(Rows from a dataset of pages and code)
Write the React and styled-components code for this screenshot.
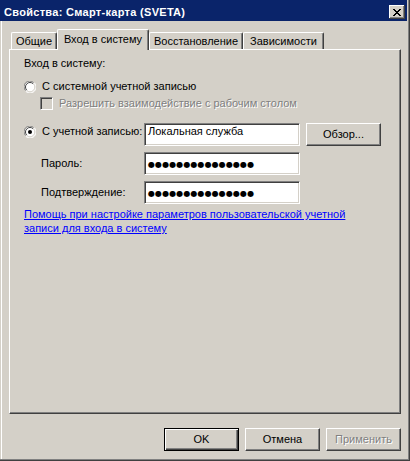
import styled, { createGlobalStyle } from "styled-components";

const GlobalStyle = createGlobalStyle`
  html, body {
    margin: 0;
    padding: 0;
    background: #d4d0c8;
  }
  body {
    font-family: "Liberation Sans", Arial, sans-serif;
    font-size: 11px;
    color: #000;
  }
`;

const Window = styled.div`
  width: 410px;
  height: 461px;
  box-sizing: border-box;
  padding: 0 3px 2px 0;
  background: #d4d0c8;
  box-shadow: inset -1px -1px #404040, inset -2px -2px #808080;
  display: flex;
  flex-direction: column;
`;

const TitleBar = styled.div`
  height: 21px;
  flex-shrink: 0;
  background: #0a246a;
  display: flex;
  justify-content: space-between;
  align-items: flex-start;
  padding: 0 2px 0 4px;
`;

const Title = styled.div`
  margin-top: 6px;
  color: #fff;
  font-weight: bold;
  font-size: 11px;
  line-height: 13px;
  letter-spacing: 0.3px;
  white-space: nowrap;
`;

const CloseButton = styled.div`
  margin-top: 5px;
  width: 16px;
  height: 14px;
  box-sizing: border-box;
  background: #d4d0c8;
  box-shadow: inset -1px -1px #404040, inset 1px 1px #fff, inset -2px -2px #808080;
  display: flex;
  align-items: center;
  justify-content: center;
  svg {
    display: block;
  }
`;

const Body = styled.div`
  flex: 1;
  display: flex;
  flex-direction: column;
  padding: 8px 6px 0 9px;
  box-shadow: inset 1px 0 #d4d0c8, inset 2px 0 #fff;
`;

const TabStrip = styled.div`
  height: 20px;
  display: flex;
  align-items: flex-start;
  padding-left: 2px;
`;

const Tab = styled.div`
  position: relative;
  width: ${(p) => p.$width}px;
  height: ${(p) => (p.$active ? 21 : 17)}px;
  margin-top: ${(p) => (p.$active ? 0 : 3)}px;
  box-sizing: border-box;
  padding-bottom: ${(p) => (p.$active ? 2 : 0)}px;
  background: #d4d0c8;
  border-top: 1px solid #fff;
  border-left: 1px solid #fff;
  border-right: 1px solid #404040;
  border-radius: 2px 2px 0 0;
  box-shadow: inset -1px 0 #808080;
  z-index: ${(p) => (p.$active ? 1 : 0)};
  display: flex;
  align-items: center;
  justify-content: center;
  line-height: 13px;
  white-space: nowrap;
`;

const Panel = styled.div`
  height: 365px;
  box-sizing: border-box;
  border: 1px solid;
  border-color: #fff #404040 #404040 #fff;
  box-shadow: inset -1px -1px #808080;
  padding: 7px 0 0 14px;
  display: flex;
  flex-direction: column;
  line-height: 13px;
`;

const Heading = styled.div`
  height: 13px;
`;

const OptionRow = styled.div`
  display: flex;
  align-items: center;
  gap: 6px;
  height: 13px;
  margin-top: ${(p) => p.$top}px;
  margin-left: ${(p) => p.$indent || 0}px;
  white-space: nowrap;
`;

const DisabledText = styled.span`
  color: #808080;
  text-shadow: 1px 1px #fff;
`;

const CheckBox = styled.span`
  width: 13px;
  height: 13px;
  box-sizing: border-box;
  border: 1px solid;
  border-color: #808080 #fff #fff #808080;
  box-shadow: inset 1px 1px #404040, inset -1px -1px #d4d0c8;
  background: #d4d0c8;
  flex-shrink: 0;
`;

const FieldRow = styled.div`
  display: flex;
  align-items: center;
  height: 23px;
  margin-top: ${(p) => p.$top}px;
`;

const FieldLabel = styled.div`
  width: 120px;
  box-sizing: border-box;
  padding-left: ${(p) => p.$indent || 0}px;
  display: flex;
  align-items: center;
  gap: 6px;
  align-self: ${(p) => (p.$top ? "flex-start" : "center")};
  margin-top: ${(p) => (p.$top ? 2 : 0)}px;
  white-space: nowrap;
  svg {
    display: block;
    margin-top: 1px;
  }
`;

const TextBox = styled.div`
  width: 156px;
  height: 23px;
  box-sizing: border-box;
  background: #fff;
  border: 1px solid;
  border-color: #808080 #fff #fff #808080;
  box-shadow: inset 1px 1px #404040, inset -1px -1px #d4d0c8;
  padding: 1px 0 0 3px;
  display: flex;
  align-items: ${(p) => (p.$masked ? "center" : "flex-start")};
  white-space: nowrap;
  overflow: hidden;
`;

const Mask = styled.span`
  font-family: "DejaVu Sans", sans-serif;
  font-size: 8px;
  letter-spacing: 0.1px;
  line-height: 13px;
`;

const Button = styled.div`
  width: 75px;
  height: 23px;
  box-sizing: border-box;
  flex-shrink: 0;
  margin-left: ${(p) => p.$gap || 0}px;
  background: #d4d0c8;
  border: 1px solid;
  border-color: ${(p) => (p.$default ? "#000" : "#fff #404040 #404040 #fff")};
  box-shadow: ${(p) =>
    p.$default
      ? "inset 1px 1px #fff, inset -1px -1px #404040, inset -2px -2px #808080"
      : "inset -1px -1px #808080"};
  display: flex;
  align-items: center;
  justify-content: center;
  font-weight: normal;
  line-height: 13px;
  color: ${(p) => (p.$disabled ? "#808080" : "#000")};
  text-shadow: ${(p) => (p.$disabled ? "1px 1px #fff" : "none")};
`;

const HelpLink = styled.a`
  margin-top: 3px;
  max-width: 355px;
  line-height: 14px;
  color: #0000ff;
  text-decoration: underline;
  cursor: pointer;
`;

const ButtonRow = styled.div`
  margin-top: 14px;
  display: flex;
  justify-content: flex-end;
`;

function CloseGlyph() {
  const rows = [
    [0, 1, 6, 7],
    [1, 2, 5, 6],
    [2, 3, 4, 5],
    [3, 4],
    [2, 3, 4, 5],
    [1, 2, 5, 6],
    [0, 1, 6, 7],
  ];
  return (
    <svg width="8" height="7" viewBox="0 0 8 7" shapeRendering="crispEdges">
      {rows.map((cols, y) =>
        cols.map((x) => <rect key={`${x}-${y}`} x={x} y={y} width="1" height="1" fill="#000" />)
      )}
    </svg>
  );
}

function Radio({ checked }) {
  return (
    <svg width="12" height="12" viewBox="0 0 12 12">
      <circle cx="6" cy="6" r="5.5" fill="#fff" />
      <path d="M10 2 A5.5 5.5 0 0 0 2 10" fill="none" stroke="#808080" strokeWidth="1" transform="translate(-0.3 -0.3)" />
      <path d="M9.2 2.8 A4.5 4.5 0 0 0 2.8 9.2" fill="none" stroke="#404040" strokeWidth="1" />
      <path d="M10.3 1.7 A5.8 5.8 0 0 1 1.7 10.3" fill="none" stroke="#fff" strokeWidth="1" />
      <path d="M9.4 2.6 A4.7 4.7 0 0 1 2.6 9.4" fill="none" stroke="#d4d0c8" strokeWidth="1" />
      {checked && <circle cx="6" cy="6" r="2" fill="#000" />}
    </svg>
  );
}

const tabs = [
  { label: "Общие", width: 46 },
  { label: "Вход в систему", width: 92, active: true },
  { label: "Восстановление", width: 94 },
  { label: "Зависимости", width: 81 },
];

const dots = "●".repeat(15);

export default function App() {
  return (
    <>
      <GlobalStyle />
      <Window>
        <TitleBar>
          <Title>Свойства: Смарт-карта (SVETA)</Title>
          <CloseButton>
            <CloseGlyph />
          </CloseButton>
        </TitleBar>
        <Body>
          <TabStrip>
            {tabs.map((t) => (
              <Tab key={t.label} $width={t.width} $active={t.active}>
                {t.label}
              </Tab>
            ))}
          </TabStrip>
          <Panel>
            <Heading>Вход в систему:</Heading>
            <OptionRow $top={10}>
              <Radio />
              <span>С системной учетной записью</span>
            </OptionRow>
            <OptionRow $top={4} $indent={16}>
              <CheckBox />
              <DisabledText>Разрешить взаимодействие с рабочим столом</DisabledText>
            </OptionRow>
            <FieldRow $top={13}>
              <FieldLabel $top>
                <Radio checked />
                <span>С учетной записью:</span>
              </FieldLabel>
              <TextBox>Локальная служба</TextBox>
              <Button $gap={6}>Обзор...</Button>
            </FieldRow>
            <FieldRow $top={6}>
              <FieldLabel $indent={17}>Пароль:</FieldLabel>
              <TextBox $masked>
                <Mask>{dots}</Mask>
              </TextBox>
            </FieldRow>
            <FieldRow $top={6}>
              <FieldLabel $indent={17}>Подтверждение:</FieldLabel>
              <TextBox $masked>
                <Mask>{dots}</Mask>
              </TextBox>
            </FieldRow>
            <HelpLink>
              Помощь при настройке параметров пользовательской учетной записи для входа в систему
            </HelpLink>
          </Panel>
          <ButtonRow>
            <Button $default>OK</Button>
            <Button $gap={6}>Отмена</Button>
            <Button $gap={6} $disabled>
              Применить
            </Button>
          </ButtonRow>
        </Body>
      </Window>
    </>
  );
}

* * *

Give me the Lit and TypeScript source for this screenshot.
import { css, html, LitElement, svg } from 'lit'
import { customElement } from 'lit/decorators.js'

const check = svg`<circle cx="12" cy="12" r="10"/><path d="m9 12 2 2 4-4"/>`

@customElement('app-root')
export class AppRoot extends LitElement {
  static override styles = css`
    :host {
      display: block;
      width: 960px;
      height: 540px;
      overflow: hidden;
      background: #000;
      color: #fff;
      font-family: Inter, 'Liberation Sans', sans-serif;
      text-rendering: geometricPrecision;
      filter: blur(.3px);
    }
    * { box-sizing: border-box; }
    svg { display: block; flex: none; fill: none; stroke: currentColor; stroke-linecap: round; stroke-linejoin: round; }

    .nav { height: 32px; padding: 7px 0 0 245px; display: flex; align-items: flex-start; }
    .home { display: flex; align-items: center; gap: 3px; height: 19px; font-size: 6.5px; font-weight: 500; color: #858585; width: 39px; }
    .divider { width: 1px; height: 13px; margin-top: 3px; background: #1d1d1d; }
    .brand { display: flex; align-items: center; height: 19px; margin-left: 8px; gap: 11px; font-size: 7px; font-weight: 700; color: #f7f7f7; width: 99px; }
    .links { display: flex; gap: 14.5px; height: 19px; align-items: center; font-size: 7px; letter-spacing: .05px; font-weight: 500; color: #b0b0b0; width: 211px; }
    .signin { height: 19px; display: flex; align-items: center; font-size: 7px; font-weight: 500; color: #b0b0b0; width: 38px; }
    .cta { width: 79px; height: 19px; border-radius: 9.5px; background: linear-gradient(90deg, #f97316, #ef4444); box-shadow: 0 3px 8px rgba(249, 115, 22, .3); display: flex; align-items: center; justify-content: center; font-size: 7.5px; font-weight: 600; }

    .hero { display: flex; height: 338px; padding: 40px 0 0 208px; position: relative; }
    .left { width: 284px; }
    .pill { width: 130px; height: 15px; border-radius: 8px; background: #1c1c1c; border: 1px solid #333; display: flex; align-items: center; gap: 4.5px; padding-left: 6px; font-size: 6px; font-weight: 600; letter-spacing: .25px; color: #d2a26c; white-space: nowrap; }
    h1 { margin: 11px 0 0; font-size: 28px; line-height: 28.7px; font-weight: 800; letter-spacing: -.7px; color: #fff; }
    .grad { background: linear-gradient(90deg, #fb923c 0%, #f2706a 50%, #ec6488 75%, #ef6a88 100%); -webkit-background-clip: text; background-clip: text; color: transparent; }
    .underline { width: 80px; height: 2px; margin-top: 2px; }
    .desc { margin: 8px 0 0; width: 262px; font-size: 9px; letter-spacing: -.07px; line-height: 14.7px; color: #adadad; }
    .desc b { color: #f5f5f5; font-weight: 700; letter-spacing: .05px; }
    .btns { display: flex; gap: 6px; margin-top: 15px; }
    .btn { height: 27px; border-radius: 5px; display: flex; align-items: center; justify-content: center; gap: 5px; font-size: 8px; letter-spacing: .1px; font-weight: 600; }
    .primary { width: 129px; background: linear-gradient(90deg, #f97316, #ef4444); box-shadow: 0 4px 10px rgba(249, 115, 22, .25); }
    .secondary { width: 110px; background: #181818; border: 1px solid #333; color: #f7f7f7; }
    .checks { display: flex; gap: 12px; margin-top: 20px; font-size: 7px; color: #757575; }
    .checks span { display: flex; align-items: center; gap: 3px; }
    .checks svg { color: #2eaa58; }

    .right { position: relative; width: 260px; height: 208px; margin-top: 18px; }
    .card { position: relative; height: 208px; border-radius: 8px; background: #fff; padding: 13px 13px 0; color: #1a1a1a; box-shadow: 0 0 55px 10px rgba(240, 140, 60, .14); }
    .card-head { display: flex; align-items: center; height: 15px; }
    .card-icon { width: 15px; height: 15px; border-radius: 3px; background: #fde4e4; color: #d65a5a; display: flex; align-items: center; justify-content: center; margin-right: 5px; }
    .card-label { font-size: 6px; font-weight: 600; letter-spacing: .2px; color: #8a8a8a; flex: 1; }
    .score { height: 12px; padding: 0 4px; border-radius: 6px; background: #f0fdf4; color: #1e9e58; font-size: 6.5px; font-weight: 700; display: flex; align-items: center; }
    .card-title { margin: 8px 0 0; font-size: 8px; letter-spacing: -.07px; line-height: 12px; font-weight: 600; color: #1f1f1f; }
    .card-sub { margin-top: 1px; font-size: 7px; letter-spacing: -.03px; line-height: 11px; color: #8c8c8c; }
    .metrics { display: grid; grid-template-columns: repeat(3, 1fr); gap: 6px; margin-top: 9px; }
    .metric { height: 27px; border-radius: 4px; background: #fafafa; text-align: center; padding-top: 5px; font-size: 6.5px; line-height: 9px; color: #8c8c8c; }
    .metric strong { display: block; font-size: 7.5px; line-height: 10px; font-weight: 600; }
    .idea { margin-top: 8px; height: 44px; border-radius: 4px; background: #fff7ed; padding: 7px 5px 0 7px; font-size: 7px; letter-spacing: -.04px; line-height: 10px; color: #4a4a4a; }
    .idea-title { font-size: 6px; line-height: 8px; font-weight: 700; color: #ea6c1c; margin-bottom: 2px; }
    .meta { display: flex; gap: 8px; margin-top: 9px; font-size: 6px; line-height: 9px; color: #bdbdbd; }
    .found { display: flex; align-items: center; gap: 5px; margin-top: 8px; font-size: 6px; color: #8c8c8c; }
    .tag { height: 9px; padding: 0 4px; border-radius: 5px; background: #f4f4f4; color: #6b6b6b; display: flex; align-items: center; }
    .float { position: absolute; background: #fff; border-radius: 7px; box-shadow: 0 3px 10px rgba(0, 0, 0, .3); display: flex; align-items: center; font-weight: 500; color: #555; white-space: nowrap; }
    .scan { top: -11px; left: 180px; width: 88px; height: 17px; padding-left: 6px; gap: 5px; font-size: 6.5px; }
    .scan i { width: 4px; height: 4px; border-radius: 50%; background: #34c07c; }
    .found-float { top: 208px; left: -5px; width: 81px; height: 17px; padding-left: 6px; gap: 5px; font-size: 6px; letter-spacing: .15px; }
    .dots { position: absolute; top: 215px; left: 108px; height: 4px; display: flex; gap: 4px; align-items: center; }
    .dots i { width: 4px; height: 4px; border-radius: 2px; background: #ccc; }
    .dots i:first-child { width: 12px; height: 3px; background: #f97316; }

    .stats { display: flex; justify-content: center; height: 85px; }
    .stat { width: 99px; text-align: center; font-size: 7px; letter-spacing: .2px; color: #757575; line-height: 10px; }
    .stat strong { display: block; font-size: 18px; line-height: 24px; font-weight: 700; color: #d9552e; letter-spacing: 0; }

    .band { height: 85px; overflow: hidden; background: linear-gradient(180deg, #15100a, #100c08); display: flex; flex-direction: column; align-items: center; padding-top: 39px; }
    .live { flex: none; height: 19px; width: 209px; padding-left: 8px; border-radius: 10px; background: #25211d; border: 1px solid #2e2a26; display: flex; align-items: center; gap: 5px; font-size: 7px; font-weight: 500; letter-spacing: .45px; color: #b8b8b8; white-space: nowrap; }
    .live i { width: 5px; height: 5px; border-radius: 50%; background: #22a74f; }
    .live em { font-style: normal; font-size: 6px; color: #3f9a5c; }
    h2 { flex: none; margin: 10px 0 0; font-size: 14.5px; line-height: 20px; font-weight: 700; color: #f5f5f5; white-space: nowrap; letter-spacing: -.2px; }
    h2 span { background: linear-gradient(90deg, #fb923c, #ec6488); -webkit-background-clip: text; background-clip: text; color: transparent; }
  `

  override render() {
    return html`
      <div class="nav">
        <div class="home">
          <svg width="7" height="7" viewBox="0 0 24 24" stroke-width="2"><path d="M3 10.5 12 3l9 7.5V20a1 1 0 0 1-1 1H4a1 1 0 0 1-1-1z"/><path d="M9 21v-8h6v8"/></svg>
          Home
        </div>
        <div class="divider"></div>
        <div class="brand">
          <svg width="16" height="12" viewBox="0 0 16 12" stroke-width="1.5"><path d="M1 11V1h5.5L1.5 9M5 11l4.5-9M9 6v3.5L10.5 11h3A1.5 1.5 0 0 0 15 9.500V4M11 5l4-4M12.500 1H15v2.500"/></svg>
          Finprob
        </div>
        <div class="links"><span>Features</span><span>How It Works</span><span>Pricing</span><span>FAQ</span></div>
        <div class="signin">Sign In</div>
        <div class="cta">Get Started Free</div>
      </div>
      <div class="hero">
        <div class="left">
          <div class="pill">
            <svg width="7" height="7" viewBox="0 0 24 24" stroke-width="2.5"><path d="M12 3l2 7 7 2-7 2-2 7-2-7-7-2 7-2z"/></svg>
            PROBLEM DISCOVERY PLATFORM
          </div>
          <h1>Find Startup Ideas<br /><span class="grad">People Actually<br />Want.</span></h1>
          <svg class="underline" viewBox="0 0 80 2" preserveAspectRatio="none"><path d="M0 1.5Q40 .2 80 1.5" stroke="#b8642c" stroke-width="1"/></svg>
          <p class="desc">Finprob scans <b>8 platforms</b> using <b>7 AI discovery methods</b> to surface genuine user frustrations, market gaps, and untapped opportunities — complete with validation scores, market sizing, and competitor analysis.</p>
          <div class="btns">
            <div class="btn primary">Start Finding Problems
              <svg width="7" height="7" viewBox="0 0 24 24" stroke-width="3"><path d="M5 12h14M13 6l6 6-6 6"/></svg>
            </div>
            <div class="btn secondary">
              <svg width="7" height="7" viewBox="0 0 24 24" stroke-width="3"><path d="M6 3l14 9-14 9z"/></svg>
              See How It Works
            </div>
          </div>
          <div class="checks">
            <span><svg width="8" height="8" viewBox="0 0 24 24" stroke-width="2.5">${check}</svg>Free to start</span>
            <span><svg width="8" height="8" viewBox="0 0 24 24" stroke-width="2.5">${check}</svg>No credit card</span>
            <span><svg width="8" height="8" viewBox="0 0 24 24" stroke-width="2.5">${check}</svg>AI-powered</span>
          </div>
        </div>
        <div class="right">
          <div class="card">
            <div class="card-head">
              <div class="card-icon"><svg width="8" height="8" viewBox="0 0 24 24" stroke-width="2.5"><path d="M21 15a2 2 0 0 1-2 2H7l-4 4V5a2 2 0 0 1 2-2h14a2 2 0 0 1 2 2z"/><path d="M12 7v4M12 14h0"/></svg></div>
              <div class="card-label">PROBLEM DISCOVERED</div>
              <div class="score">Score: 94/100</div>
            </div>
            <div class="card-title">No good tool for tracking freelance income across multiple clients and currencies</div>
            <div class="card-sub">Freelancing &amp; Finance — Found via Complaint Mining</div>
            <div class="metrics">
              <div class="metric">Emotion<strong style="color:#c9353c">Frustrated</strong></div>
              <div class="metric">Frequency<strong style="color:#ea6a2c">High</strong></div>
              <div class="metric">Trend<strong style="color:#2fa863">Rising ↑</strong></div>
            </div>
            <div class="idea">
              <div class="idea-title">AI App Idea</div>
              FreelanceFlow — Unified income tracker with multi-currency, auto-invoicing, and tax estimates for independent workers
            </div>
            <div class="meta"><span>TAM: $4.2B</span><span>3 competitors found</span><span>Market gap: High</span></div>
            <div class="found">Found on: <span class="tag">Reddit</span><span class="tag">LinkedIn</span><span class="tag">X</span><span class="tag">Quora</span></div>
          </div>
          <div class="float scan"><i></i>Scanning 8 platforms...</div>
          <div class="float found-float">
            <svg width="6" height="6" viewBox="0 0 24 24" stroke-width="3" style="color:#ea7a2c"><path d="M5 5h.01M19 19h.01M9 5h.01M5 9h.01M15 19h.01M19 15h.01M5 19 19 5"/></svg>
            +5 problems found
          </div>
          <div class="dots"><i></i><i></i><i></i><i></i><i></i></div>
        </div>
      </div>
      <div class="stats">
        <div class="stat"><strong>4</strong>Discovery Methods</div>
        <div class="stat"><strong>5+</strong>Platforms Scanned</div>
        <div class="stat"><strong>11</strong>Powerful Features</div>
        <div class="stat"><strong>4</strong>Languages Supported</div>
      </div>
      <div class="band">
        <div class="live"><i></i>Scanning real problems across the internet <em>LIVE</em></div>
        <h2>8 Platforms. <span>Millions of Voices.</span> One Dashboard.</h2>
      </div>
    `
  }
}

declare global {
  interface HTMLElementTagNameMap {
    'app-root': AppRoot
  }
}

### [Stated goal]
Using the listing, collect all lines in which the string "this" is found.

### [Expected answer]
Write the React and styled-components code for this screenshot.
Give me the Lit and TypeScript source for this screenshot.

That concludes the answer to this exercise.